Written exercise — Render the material again word for word, skipping the pictures in it.

Information supplied —
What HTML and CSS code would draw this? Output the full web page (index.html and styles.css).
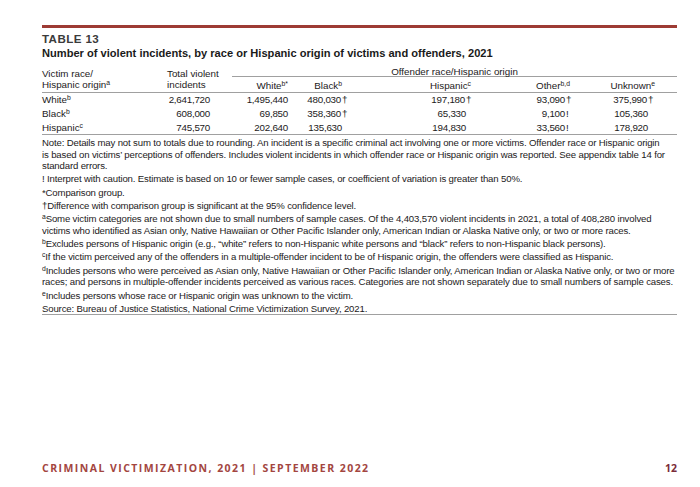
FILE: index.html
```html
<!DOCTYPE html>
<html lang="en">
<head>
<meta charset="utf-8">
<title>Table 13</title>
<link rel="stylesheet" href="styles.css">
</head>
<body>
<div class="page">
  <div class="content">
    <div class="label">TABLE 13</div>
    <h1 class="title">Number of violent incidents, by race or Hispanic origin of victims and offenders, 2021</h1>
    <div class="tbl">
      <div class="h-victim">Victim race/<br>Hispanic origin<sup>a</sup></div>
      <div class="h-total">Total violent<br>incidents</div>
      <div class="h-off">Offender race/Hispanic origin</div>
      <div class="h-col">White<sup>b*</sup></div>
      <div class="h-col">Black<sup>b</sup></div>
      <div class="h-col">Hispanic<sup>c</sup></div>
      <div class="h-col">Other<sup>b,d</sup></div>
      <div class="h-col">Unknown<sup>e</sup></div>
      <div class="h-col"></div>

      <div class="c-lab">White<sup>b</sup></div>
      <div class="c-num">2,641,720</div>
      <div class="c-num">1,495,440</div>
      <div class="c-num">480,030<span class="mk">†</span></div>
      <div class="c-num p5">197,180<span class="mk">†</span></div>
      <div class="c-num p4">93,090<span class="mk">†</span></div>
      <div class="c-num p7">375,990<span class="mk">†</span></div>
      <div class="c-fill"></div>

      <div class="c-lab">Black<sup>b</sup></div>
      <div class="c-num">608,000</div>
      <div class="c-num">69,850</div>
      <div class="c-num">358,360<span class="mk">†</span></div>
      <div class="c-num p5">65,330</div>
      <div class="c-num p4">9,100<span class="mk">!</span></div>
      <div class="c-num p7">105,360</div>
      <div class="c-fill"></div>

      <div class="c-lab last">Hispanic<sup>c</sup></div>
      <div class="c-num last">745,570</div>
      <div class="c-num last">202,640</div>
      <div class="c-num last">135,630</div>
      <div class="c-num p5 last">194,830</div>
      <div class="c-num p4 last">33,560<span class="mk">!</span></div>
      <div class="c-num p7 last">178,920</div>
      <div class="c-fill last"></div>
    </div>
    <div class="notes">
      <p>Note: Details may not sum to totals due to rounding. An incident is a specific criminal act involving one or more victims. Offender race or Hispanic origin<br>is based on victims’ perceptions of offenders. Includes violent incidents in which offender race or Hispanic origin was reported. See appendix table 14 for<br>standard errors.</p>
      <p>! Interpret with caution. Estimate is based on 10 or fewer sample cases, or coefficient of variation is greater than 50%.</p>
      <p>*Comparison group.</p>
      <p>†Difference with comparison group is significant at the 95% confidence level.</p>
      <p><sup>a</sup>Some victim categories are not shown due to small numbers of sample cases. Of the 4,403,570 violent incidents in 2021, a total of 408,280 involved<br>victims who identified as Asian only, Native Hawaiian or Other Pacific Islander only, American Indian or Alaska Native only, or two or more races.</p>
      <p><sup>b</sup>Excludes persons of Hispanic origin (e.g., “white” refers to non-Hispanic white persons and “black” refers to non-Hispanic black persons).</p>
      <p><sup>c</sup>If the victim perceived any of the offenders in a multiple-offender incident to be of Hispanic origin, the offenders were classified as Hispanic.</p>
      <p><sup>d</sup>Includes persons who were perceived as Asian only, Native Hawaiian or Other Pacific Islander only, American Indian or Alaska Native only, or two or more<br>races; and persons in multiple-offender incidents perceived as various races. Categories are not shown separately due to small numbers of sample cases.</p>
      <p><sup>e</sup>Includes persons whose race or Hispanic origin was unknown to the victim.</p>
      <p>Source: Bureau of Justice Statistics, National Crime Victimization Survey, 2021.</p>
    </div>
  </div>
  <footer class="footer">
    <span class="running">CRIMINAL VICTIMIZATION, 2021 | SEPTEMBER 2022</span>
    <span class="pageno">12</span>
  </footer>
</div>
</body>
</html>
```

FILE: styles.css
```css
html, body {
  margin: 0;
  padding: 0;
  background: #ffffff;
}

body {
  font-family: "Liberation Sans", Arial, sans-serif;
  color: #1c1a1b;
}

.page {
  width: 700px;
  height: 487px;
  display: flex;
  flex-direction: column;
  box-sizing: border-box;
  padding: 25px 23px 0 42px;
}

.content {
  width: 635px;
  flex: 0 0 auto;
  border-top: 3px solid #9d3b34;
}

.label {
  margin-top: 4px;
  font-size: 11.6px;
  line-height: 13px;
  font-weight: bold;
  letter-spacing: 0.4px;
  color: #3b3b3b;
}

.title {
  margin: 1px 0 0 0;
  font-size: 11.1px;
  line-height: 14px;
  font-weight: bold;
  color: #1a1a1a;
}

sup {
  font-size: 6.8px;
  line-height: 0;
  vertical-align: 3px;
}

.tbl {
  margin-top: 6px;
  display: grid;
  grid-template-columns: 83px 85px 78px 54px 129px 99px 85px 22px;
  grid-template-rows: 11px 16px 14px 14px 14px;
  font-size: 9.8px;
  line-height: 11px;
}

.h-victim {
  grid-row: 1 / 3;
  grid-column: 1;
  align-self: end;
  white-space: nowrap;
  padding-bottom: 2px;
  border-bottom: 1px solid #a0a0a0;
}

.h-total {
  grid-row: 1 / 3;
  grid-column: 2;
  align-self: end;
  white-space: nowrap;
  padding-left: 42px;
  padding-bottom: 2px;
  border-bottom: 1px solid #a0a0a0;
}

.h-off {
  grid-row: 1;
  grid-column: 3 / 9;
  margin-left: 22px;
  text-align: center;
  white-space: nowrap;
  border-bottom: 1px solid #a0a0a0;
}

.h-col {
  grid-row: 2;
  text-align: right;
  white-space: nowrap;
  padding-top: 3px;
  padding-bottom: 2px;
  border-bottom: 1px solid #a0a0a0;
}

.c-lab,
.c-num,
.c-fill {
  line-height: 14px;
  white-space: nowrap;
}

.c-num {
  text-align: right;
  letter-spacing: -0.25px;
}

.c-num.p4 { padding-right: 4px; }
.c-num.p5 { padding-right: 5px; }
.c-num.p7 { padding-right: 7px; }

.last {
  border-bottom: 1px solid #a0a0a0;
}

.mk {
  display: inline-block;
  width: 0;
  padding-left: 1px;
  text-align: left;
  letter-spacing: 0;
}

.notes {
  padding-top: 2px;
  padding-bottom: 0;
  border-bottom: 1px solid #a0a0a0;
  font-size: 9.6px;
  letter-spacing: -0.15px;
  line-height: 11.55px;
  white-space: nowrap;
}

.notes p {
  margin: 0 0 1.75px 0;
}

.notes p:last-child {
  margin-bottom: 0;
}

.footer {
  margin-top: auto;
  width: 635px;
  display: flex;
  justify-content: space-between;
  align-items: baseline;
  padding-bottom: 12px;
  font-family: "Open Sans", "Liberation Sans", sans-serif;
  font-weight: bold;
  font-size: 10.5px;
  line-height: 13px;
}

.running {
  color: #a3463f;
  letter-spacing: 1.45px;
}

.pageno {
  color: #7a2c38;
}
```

Answer to the exercise —
What HTML and CSS code would draw this? Output the full web page (index.html and styles.css).
FILE: index.html
```html
<!DOCTYPE html>
<html lang="en">
<head>
<meta charset="utf-8">
<title>Table 13</title>
<link rel="stylesheet" href="styles.css">
</head>
<body>
<div class="page">
  <div class="content">
    <div class="label">TABLE 13</div>
    <h1 class="title">Number of violent incidents, by race or Hispanic origin of victims and offenders, 2021</h1>
    <div class="tbl">
      <div class="h-victim">Victim race/<br>Hispanic origin<sup>a</sup></div>
      <div class="h-total">Total violent<br>incidents</div>
      <div class="h-off">Offender race/Hispanic origin</div>
      <div class="h-col">White<sup>b*</sup></div>
      <div class="h-col">Black<sup>b</sup></div>
      <div class="h-col">Hispanic<sup>c</sup></div>
      <div class="h-col">Other<sup>b,d</sup></div>
      <div class="h-col">Unknown<sup>e</sup></div>
      <div class="h-col"></div>

      <div class="c-lab">White<sup>b</sup></div>
      <div class="c-num">2,641,720</div>
      <div class="c-num">1,495,440</div>
      <div class="c-num">480,030<span class="mk">†</span></div>
      <div class="c-num p5">197,180<span class="mk">†</span></div>
      <div class="c-num p4">93,090<span class="mk">†</span></div>
      <div class="c-num p7">375,990<span class="mk">†</span></div>
      <div class="c-fill"></div>

      <div class="c-lab">Black<sup>b</sup></div>
      <div class="c-num">608,000</div>
      <div class="c-num">69,850</div>
      <div class="c-num">358,360<span class="mk">†</span></div>
      <div class="c-num p5">65,330</div>
      <div class="c-num p4">9,100<span class="mk">!</span></div>
      <div class="c-num p7">105,360</div>
      <div class="c-fill"></div>

      <div class="c-lab last">Hispanic<sup>c</sup></div>
      <div class="c-num last">745,570</div>
      <div class="c-num last">202,640</div>
      <div class="c-num last">135,630</div>
      <div class="c-num p5 last">194,830</div>
      <div class="c-num p4 last">33,560<span class="mk">!</span></div>
      <div class="c-num p7 last">178,920</div>
      <div class="c-fill last"></div>
    </div>
    <div class="notes">
      <p>Note: Details may not sum to totals due to rounding. An incident is a specific criminal act involving one or more victims. Offender race or Hispanic origin<br>is based on victims’ perceptions of offenders. Includes violent incidents in which offender race or Hispanic origin was reported. See appendix table 14 for<br>standard errors.</p>
      <p>! Interpret with caution. Estimate is based on 10 or fewer sample cases, or coefficient of variation is greater than 50%.</p>
      <p>*Comparison group.</p>
      <p>†Difference with comparison group is significant at the 95% confidence level.</p>
      <p><sup>a</sup>Some victim categories are not shown due to small numbers of sample cases. Of the 4,403,570 violent incidents in 2021, a total of 408,280 involved<br>victims who identified as Asian only, Native Hawaiian or Other Pacific Islander only, American Indian or Alaska Native only, or two or more races.</p>
      <p><sup>b</sup>Excludes persons of Hispanic origin (e.g., “white” refers to non-Hispanic white persons and “black” refers to non-Hispanic black persons).</p>
      <p><sup>c</sup>If the victim perceived any of the offenders in a multiple-offender incident to be of Hispanic origin, the offenders were classified as Hispanic.</p>
      <p><sup>d</sup>Includes persons who were perceived as Asian only, Native Hawaiian or Other Pacific Islander only, American Indian or Alaska Native only, or two or more<br>races; and persons in multiple-offender incidents perceived as various races. Categories are not shown separately due to small numbers of sample cases.</p>
      <p><sup>e</sup>Includes persons whose race or Hispanic origin was unknown to the victim.</p>
      <p>Source: Bureau of Justice Statistics, National Crime Victimization Survey, 2021.</p>
    </div>
  </div>
  <footer class="footer">
    <span class="running">CRIMINAL VICTIMIZATION, 2021 | SEPTEMBER 2022</span>
    <span class="pageno">12</span>
  </footer>
</div>
</body>
</html>
```

FILE: styles.css
```css
html, body {
  margin: 0;
  padding: 0;
  background: #ffffff;
}

body {
  font-family: "Liberation Sans", Arial, sans-serif;
  color: #1c1a1b;
}

.page {
  width: 700px;
  height: 487px;
  display: flex;
  flex-direction: column;
  box-sizing: border-box;
  padding: 25px 23px 0 42px;
}

.content {
  width: 635px;
  flex: 0 0 auto;
  border-top: 3px solid #9d3b34;
}

.label {
  margin-top: 4px;
  font-size: 11.6px;
  line-height: 13px;
  font-weight: bold;
  letter-spacing: 0.4px;
  color: #3b3b3b;
}

.title {
  margin: 1px 0 0 0;
  font-size: 11.1px;
  line-height: 14px;
  font-weight: bold;
  color: #1a1a1a;
}

sup {
  font-size: 6.8px;
  line-height: 0;
  vertical-align: 3px;
}

.tbl {
  margin-top: 6px;
  display: grid;
  grid-template-columns: 83px 85px 78px 54px 129px 99px 85px 22px;
  grid-template-rows: 11px 16px 14px 14px 14px;
  font-size: 9.8px;
  line-height: 11px;
}

.h-victim {
  grid-row: 1 / 3;
  grid-column: 1;
  align-self: end;
  white-space: nowrap;
  padding-bottom: 2px;
  border-bottom: 1px solid #a0a0a0;
}

.h-total {
  grid-row: 1 / 3;
  grid-column: 2;
  align-self: end;
  white-space: nowrap;
  padding-left: 42px;
  padding-bottom: 2px;
  border-bottom: 1px solid #a0a0a0;
}

.h-off {
  grid-row: 1;
  grid-column: 3 / 9;
  margin-left: 22px;
  text-align: center;
  white-space: nowrap;
  border-bottom: 1px solid #a0a0a0;
}

.h-col {
  grid-row: 2;
  text-align: right;
  white-space: nowrap;
  padding-top: 3px;
  padding-bottom: 2px;
  border-bottom: 1px solid #a0a0a0;
}

.c-lab,
.c-num,
.c-fill {
  line-height: 14px;
  white-space: nowrap;
}

.c-num {
  text-align: right;
  letter-spacing: -0.25px;
}

.c-num.p4 { padding-right: 4px; }
.c-num.p5 { padding-right: 5px; }
.c-num.p7 { padding-right: 7px; }

.last {
  border-bottom: 1px solid #a0a0a0;
}

.mk {
  display: inline-block;
  width: 0;
  padding-left: 1px;
  text-align: left;
  letter-spacing: 0;
}

.notes {
  padding-top: 2px;
  padding-bottom: 0;
  border-bottom: 1px solid #a0a0a0;
  font-size: 9.6px;
  letter-spacing: -0.15px;
  line-height: 11.55px;
  white-space: nowrap;
}

.notes p {
  margin: 0 0 1.75px 0;
}

.notes p:last-child {
  margin-bottom: 0;
}

.footer {
  margin-top: auto;
  width: 635px;
  display: flex;
  justify-content: space-between;
  align-items: baseline;
  padding-bottom: 12px;
  font-family: "Open Sans", "Liberation Sans", sans-serif;
  font-weight: bold;
  font-size: 10.5px;
  line-height: 13px;
}

.running {
  color: #a3463f;
  letter-spacing: 1.45px;
}

.pageno {
  color: #7a2c38;
}
```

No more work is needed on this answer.